Contrattazione

Rinnovo dei contratti a termine, incremento della contribuzione addizionale anche nell’intermittente

di Mauro Marrucci

L'aumento della contribuzione addizionale dello 0,50 per cento per il rinnovo dei contratti a termine si ritiene applicabile anche al contratto di lavoro intermittente a tempo determinato pur in mancanza di una specifica previsione normativa in tal senso. Tale affermazione si deduce da una lettura ragionata delle disposizioni di legge e della prassi, da ultimo la circolare 121/2019 dell'Inps.

Sulla base della versione definitiva del Dl 87/2018, come convertito dalla legge 96/2018, è stato riformulato il testo dell'articolo 2, comma 28, della legge 92/2012. La disposizione odierna, nel prevedere che «con effetto sui periodi contributivi di cui al comma 25, ai rapporti di lavoro subordinato non a tempo indeterminato si applica un contributo addizionale, a carico del datore di lavoro, pari all'1,4 per cento della retribuzione imponibile ai fini previdenziali», prosegue nella seconda parte precisando che «il contributo addizionale è aumentato di 0,5 punti percentuali in occasione di ciascun rinnovo del contratto a tempo determinato, anche in regime di somministrazione. Le disposizioni del precedente periodo non si applicano ai contratti di lavoro domestico».
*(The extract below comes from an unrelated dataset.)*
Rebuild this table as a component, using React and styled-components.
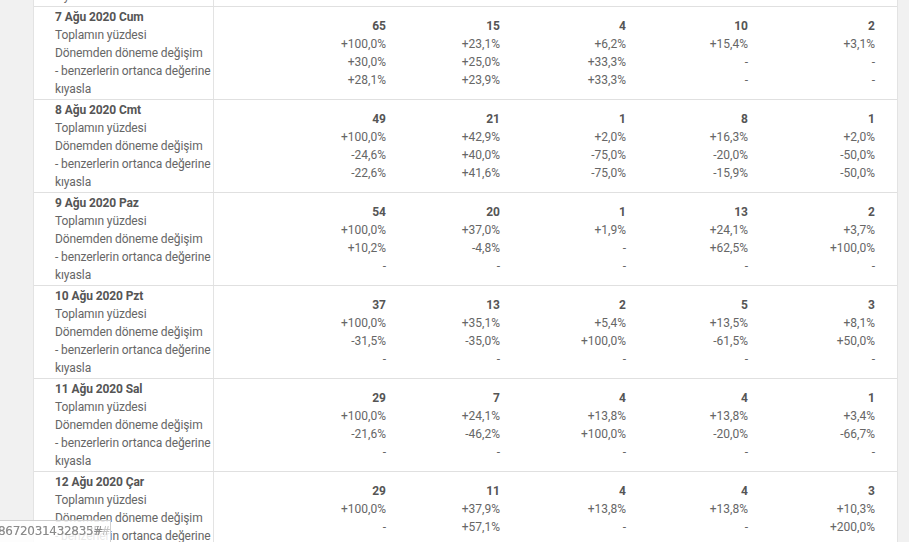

La lettura della richiamata disposizione si presta a equivoci interpretativi in quanto, mentre nella prima parte parla di contratti «non a tempo indeterminato», nella seconda prevede l'aumento del contributo addizionale con esplicito riferimento a «ciascun rinnovo del contratto a tempo determinato, anche in regime di somministrazione».

L'operatore si deve quindi chiedere se il richiamo al «contratto a tempo determinato» posto nella seconda parte del citato comma 28 debba essere interpretato quale esplicito riferimento al contratto a termine classico (articoli 19 - 29 del Dlgs 81/2015) o, più genericamente, nell'accezione di un qualunque rapporto non a tempo indeterminato, nel senso espresso dalla prima parte della disposizione.

Una possibile risposta potrebbe essere ricercata muovendo dal presupposto secondo cui la norma in argomento assume una rilevanza previdenziale e svolge una funzione disincentivante per il lavoro precario. In tale logica essa prevede l'incremento del contributo addizionale per i rapporti a termine già stabilito nell'1,4 per cento. Poiché tale originaria contribuzione addizionale – sulla scorta dell'interpretazione resa dal ministero del Lavoro e delle Politiche Sociali con interpello 15/2013 - è dovuta anche per i contratti di lavoro intermittente a termine, conseguenza logica pretende che la maggiorazione dello 0,50% in caso di rinnovo debba essere applicata anche a tale fattispecie contrattuale.

A nulla vale, infatti, il requisito di specialità del contratto intermittente a termine. Del resto, seppure il termine "rinnovo" venga utilizzato unicamente in seno alle disposizioni sul contratto a tempo determinato nell'ambito del Dlgs 81/2015 (articoli 19, 21 e 29), non si vede come non possa non essere rinnovato anche un contratto di lavoro intermittente a termine.

Non è un caso che la circolare Inps 121/2019 - fatte salve eventuali diverse e successive prospettazioni - nell'individuare le esclusioni in materia di contribuzione addizionale aggiuntiva, non indichi tra esse quella relativa al contratto di lavoro intermittente, nella fattispecie a termine.